The landscape that time forgot
Beyond the houses, the territory stretches wild and mostly empty. Sabinar forests of Spanish juniper cling to slopes where Iberian ibex pick their way between limestone outcrops. Autumn transforms nearby oak woods into a photographer's playground, though catching the colour requires planning—the trees turn quickly at this altitude, and one week's spectacle becomes next week's mulch underfoot.
Hiking trails follow ancient paths that once connected scattered hamonies across the Señorio de Molina comarca. Walkers might cover ten kilometres without meeting another soul, though wild boar tracks cross the route regularly and griffon vultures provide aerial company. The GR-86 long-distance path passes within striking distance, offering multi-day possibilities for those who've remembered to pack everything they need—there's no outdoor shop for forgotten water bottles here.
Winter brings its own character. Snow can arrive as early as October and linger into April, transforming the village into something resembling a Pyrenean settlement rather than Castilian upland. Access becomes genuinely problematic; the CM-2105 from Molina de Aragón features enough hairpins to test confident drivers, and chains become essential rather than advisory. Yet the reward is a silence so complete that falling snow provides the soundtrack, and footprints in fresh powder remain undisturbed for days.
Practicalities for the determined visitor
Reaching Selas requires commitment. Madrid's Barajas airport sits two and a half hours away by hire car, with the final forty minutes navigating roads that grow progressively narrower and less forgiving. Public transport simply doesn't exist—the nearest bus stop in Checa might as well be on another planet once you've discovered there's no taxi service to complete the journey.
Accommodation comes down to one option: Eras Altas, three self-catering apartments carved from agricultural buildings where owners Pilar and Miguel have learnt to anticipate British needs. They'll explain the coffee maker, provide UK-to-Spanish plug adapters, and crucially, warn about restaurant timing in a region where kitchens close at four and reopen at nine. Their pool, open June through September, offers respite from summer heat that still reaches thirty degrees despite the altitude, though evenings inevitably require that jumper.
Food presents particular challenges. The village itself offers nothing commercial whatsoever—no café, no bakery, no Sunday-morning churros. Self-catering becomes essential unless you've arranged dinner at Eras Altas, where Miguel's roast lamb competes with any found in Segovia, though portions reflect rural generosity rather than metropolitan restraint. Molina de Aragón, twenty-five minutes away, provides supermarkets and a surprising Chinese restaurant, while local specialities like migas pastoriles (fried breadcrumbs with chorizo and grapes) taste better than they sound to British ears.
When silence isn't golden
The very qualities that attract can quickly overwhelm.

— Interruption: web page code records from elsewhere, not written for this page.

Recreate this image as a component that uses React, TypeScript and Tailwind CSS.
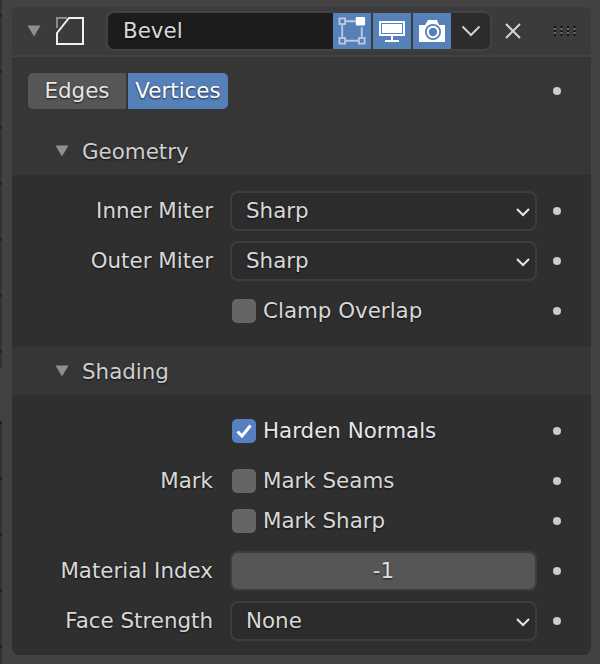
const shadow = "[text-shadow:0_1px_2px_rgba(0,0,0,0.7)]";

function Dot() {
  return (
    <div className="flex w-[54px] shrink-0 items-center pl-[16px]">
      <span className="h-2 w-2 rounded-full bg-[#cccccc]" />
    </div>
  );
}

function Triangle() {
  return (
    <svg width="14" height="12" viewBox="0 0 14 12" className="shrink-0">
      <path d="M0.5 0.5 H13.5 L7 11.5 Z" fill="#8f8f8f" />
    </svg>
  );
}

function Row({ label, children }: { label?: string; children: React.ReactNode }) {
  return (
    <div className="flex h-10 items-center">
      <div className={`w-[201px] shrink-0 text-right text-[#d8d8d8] ${shadow}`}>{label}</div>
      <div className="ml-[17px] flex-1">{children}</div>
      <Dot />
    </div>
  );
}

function Select({ value }: { value: string }) {
  return (
    <div className="flex h-10 w-[307px] items-center justify-between rounded-lg border-2 border-[#3d3d3d] bg-[#2c2c2c] pr-[5px] pl-[14px] text-[#d8d8d8]">
      <span className={shadow}>{value}</span>
      <svg width="14" height="12" viewBox="0 0 14 12">
        <path d="M1 4 L7 10 L13 4" fill="none" stroke="#e6e6e6" strokeWidth="2" />
      </svg>
    </div>
  );
}

function Check({ label, checked }: { label: string; checked?: boolean }) {
  return (
    <div className="flex items-center gap-[7px] pl-[2px]">
      <div className={`flex h-6 w-6 items-center justify-center rounded-[5px] ${checked ? "bg-[#5680c2]" : "bg-[#656565]"}`}>
        {checked && (
          <svg width="18" height="16" viewBox="0 0 18 16">
            <path d="M2.5 8.5 L7 13 L15.5 2.5" fill="none" stroke="#ffffff" strokeWidth="3" />
          </svg>
        )}
      </div>
      <span className={`${checked ? "text-[#e6e6e6]" : "text-[#d8d8d8]"} ${shadow}`}>{label}</span>
    </div>
  );
}

function SubHeader({ title }: { title: string }) {
  return (
    <div className="flex h-12 items-center bg-[#363636] pl-[43px]">
      <Triangle />
      <span className={`ml-[13px] pt-[2px] text-[#cfcfcf] ${shadow}`}>{title}</span>
    </div>
  );
}

function ModIcon() {
  return (
    <svg width="28" height="28" viewBox="0 0 28 28" className="ml-[15px] shrink-0">
      <path d="M1 11 V1 H11" fill="none" stroke="#8a8a8a" strokeWidth="2" />
      <path d="M1 16 V27 H27 V1 H13 Z" fill="none" stroke="#f0f0f0" strokeWidth="2" />
    </svg>
  );
}

function EditIcon() {
  return (
    <svg width="28" height="28" viewBox="0 0 30 30">
      <path d="M8 4.5 H19 M4.5 8 V22 M8 25.5 H22 M25.5 11 V22" stroke="#b9c9e4" strokeWidth="2" fill="none" />
      <rect x="1.5" y="1.5" width="6" height="6" fill="none" stroke="#b9c9e4" strokeWidth="2" />
      <rect x="1.5" y="22.5" width="6" height="6" fill="none" stroke="#b9c9e4" strokeWidth="2" />
      <rect x="22.5" y="22.5" width="6" height="6" fill="none" stroke="#b9c9e4" strokeWidth="2" />
      <rect x="19" y="0" width="10" height="9" rx="1" fill="#ffffff" />
    </svg>
  );
}

function ViewportIcon() {
  return (
    <svg width="26" height="21" viewBox="0 0 26 21">
      <rect x="0" y="0" width="26" height="15" fill="#ffffff" />
      <rect x="2" y="2" width="22" height="11" fill="#5680b8" />
      <rect x="3" y="3" width="20" height="9" fill="#ffffff" />
      <rect x="12" y="15" width="2" height="4" fill="#ffffff" />
      <rect x="6" y="19" width="14" height="2" fill="#ffffff" />
    </svg>
  );
}

function CameraIcon() {
  return (
    <svg width="26" height="22" viewBox="0 0 26 22">
      <path d="M0 5 H6 L9 0 H18 L20 5 H26 V22 H0 Z" fill="#ffffff" />
      <circle cx="14" cy="12" r="8" fill="#5680b8" />
      <circle cx="14" cy="12" r="6.2" fill="#ffffff" />
      <circle cx="14" cy="12" r="4.2" fill="#5680b8" />
    </svg>
  );
}

function BlueToggle({ children }: { children: React.ReactNode }) {
  return <div className="flex h-9 w-[38px] items-center justify-center bg-[#5680b8]">{children}</div>;
}

function Header() {
  return (
    <div className="flex h-[50px] items-center border-b-2 border-[#424242] bg-[#3b3b3b]">
      <div className="ml-[15px]">
        <Triangle />
      </div>
      <ModIcon />
      <div className="ml-[22px] flex h-[40px] w-[227px] items-center rounded-l-lg border-y-2 border-l-2 border-[#424242] bg-[#1c1c1c] pl-[15px] text-[#d8d8d8]">
        <span className={shadow}>Bevel</span>
      </div>
      <div className="flex h-[40px] items-center gap-[2px] border-y-2 border-[#3d3d3d] bg-[#3d3d3d]">
        <BlueToggle><EditIcon /></BlueToggle>
        <BlueToggle><ViewportIcon /></BlueToggle>
        <BlueToggle><CameraIcon /></BlueToggle>
      </div>
      <div className="flex h-[40px] w-[41px] items-center justify-center rounded-r-lg border-y-2 border-r-2 border-[#424242] bg-[#2c2c2c]">
        <svg width="20" height="12" viewBox="0 0 20 12">
          <path d="M1.5 1.5 L10 10 L18.5 1.5" fill="none" stroke="#d0d0d0" strokeWidth="2" />
        </svg>
      </div>
      <svg width="18" height="18" viewBox="0 0 18 18" className="ml-[12px]">
        <path d="M2 2 L16 16 M16 2 L2 16" stroke="#d4d4d4" strokeWidth="2" />
      </svg>
      <svg width="22" height="12" viewBox="0 0 22 12" className="ml-[32px]">
        <path d="M1 1 V11 M7.5 1 V11 M14 1 V11 M20.5 1 V11" stroke="#111111" strokeWidth="2" strokeDasharray="2 2" />
        <path d="M1 3 V11 M7.5 3 V11 M14 3 V11 M20.5 3 V11" stroke="#6a6a6a" strokeWidth="2" strokeDasharray="2 2" />
      </svg>
    </div>
  );
}

export default function App() {
  return (
    <div className="flex h-[664px] w-[600px] overflow-hidden bg-[#424242] font-['DejaVu_Sans',sans-serif] text-[21.4px] leading-none">
      <div className="w-[2px] shrink-0">
        <div className="h-[368px] bg-[repeating-linear-gradient(to_bottom,#333333_0px,#333333_14px,#222222_14px,#222222_17px,#333333_17px,#333333_56px)]" />
        <div className="mt-[53px] h-[243px] bg-[repeating-linear-gradient(to_bottom,#222222_0px,#222222_3px,#333333_3px,#333333_56px)]" />
      </div>
      <div className="mt-[7px] ml-[10px] h-[648px] w-[579px] overflow-hidden rounded-lg bg-[#363636]">
        <Header />
        <div className="flex h-[70px] items-center pb-[2px]">
          <div className={`ml-[16px] flex h-9 w-[200px] text-[#e6e6e6] ${shadow}`}>
            <div className="flex w-[98px] items-center justify-center rounded-l-[5px] bg-[#565656]">Edges</div>
            <div className="ml-[2px] flex flex-1 items-center justify-center rounded-r-[5px] bg-[#5680b8] text-white">Vertices</div>
          </div>
          <div className="ml-[309px]">
            <Dot />
          </div>
        </div>
        <SubHeader title="Geometry" />
        <div className="flex flex-col gap-[10px] bg-[#2f2f2f] py-4">
          <Row label="Inner Miter"><Select value="Sharp" /></Row>
          <Row label="Outer Miter"><Select value="Sharp" /></Row>
          <Row><Check label="Clamp Overlap" /></Row>
        </div>
        <SubHeader title="Shading" />
        <div className="bg-[#2f2f2f] pt-4 pb-[14px]">
          <Row><Check label="Harden Normals" checked /></Row>
          <div className="mt-[10px]">
            <Row label="Mark"><Check label="Mark Seams" /></Row>
            <Row><Check label="Mark Sharp" /></Row>
          </div>
          <div className="mt-[10px] flex flex-col gap-[10px]">
            <Row label="Material Index">
              <div className={`flex h-10 w-[307px] items-center justify-center rounded-lg border-2 border-[#3d3d3d] bg-[#565656] text-[#e0e0e0] ${shadow}`}>-1</div>
            </Row>
            <Row label="Face Strength"><Select value="None" /></Row>
          </div>
        </div>
      </div>
    </div>
  );
}
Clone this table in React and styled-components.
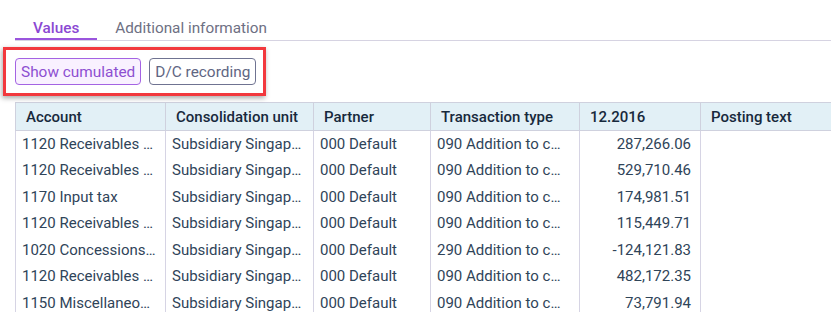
import React from 'react';
import styled, { createGlobalStyle } from 'styled-components';

const GlobalStyle = createGlobalStyle`
  body {
    margin: 0;
    background: #fff;
    font-family: Roboto, "Liberation Sans", Arial, sans-serif;
  }
`;

const Page = styled.div`
  padding-left: 15px;
  padding-top: 12px;
`;

const TabBar = styled.div`
  display: flex;
  border-bottom: 1px solid #d6d3e2;
`;

const Tab = styled.div`
  height: 28px;
  box-sizing: border-box;
  padding: 5px 18px 0;
  display: flex;
  align-items: center;
  font-size: 15.3px;
  font-weight: ${p => (p.active ? 500 : 400)};
  color: ${p => (p.active ? '#8b48d3' : '#6e7083')};
  border-bottom: 2px solid ${p => (p.active ? '#9a55dd' : 'transparent')};
`;

const Toolbar = styled.div`
  position: relative;
  display: flex;
  gap: 8px;
  margin-top: 17px;
`;

const Highlight = styled.div`
  position: absolute;
  left: -12px;
  top: -11px;
  width: 263px;
  height: 49px;
  box-sizing: border-box;
  border: 3px solid #f2383d;
  box-shadow: -1px 2px 5px rgba(0, 0, 0, 0.35);
  pointer-events: none;
`;

const ToggleButton = styled.button`
  height: 27px;
  box-sizing: border-box;
  padding: 0 5px;
  border-radius: 4px;
  font-family: inherit;
  font-size: 15.4px;
  border: 1px solid ${p => (p.active ? '#a463e3' : '#6f7391')};
  background: ${p => (p.active ? '#f9f1ff' : '#fff')};
  color: ${p => (p.active ? '#8d4fd1' : '#5f6683')};
`;

const Table = styled.table`
  margin-top: 17px;
  border-collapse: collapse;
  table-layout: fixed;
  width: 816px;
  font-size: 15px;
`;

const HeadCell = styled.th`
  height: 27px;
  padding: 0 8px 0 10px;
  text-align: left;
  font-weight: 500;
  color: #17293c;
  background: #e2f0f6;
  border: 1px solid #cfd1de;
  white-space: nowrap;
  overflow: hidden;
`;

const Row = styled.tr`
  height: 26.5px;
`;

const Cell = styled.td`
  padding: 0 ${p => p.pr || 9}px 0 6px;
  color: #2f4459;
  white-space: nowrap;
  overflow: hidden;
  text-overflow: ellipsis;
  text-align: ${p => (p.num ? 'right' : 'left')};
  border-left: ${p => (p.last ? 'none' : '1px solid #d6d4e4')};
  border-right: ${p => (p.num ? '1px solid #d6d4e4' : 'none')};
`;

const columns = [
  { title: 'Account', width: 150 },
  { title: 'Consolidation unit', width: 148 },
  { title: 'Partner', width: 117 },
  { title: 'Transaction type', width: 149 },
  { title: '12.2016', width: 121 },
  { title: 'Posting text', width: 131 },
];

const rows = [
  ['1120 Receivables from affiliates', '090 Addition to consolidated', '287,266.06'],
  ['1120 Receivables from affiliates', '090 Addition to consolidated', '529,710.46'],
  ['1170 Input tax', '090 Addition to consolidated', '174,981.51'],
  ['1120 Receivables from affiliates', '090 Addition to consolidated', '115,449.71'],
  ['1020 Concessions and rights', '290 Addition to consolidated', '-124,121.83'],
  ['1120 Receivables from affiliates', '090 Addition to consolidated', '482,172.35'],
  ['1150 Miscellaneous assets', '090 Addition to consolidated', '73,791.94'],
];

function App() {
  return (
    <>
      <GlobalStyle />
      <Page>
        <TabBar>
          <Tab active>Values</Tab>
          <Tab>Additional information</Tab>
        </TabBar>
        <Toolbar>
          <Highlight />
          <ToggleButton active>Show cumulated</ToggleButton>
          <ToggleButton>D/C recording</ToggleButton>
        </Toolbar>
        <Table>
          <colgroup>
            {columns.map(c => (
              <col key={c.title} style={{ width: c.width }} />
            ))}
          </colgroup>
          <thead>
            <tr>
              {columns.map(c => (
                <HeadCell key={c.title}>{c.title}</HeadCell>
              ))}
            </tr>
          </thead>
          <tbody>
            {rows.map(([account, type, value], i) => (
              <Row key={i}>
                <Cell>{account}</Cell>
                <Cell>Subsidiary Singapore</Cell>
                <Cell>000 Default</Cell>
                <Cell pr={16}>{type}</Cell>
                <Cell num>{value}</Cell>
                <Cell last></Cell>
              </Row>
            ))}
          </tbody>
        </Table>
      </Page>
    </>
  );
}

export default App;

Three days without conversation tests even committed introverts, and the lack of mobile signal shifts from liberation to anxiety when the car develops an unexplained rattle. Weather changes rapidly at altitude—morning mist can obscure the village entirely by breakfast, and what began as a gentle stroll becomes a navigation exercise in cloud.
August's fiesta week transforms everything, though not necessarily for the better. What passes for peace becomes a different kind of noise entirely, as returning families fire up quad bikes and late-night music drifts across the valley. Accommodation books solid twelve months ahead, and the Observatory of Silence—yes, Selas features such a thing—records decibel levels that would appall its February readings.
Yet these frustrations miss the point. Selas doesn't exist for tourism; it survives despite everything contemporary Spain values. The village represents a lifestyle choice most British visitors will never need to make, where community means sharing resources rather than Wi-Fi codes, and where the landscape dictates human behaviour rather than vice versa. Come for the silence, stay for the stars, leave before the isolation becomes too appealing.